Support for this explanation comes from Zimbardo’s Stanford prison Experiment. Zimbardo explained his findings in terms of deindividuation as a result of the social situation. The “guards” were in uniform, wore mirror sunglasses and their personal identity was partly hidden. Further support comes from another Zimbardo study where female participants were instructed to give electric shocks to a learner (a confederate) when she completed a task incorrectly. The deindividuated group (wore white laboratory coats and hood) gave twice as many shocks than the control group (wore normal clothes and name tags). Both studies suggest that anonymity contributed to aggressive behaviour. However, there is also evidence showing that deindividuation can produce increases in pro-social behaviour, such as the collective goodwill shown at religious rallies. This suggests that deindividuation can lead to either prosocial or antisocial behaviour depending on situational factors.

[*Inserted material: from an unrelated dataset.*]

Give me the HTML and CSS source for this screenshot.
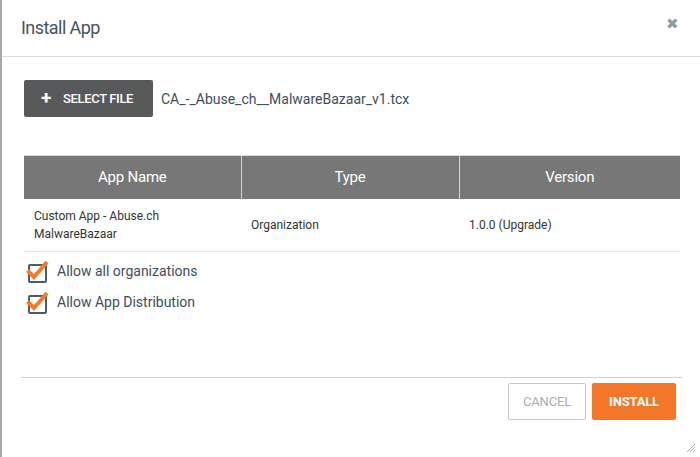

The frustration-aggression hypothesis is another explanation for aggression, which suggests that if we are trying to achieve a goal and it is blocked in some way, we become frustrated and this can lead to aggression as catharsis. Often we cannot express this directly onto the source of the frustration as it might be abstract, too powerful or unavailable at the time, so it is displaced onto something or someone else. This could apply to John as he says ‘our team lost again – it’s not fair’. This suggests that he was frustrated and may have displaced the resulting aggression onto the opposing fans as he would not be able to target the players of the opposing team.
There is evidence to support this explanation as a meta-analysis of 49 studies of displaced aggression found that participants who were provoked but unable to directly retaliate against the source of their frustration were significantly more likely to show aggression towards an innocent target. However, there is also evidence that displacing aggression may not be cathartic. For example, Bushman found that participants who displaced their anger by hitting a punch-bag actually became more angry and aggressive, disputing the validity of one of the key components of the frustration-aggression hypothesis. Because it has become clear that aggression does not always lead to frustration and frustration does not always lead to aggression, Berkowitz has reformulated the hypothesis to say that aggressive behaviour can be triggered by any kind of negative feelings and also that the outcome of frustration can be a range of responses, including aggression, anxiety, helplessness or determination.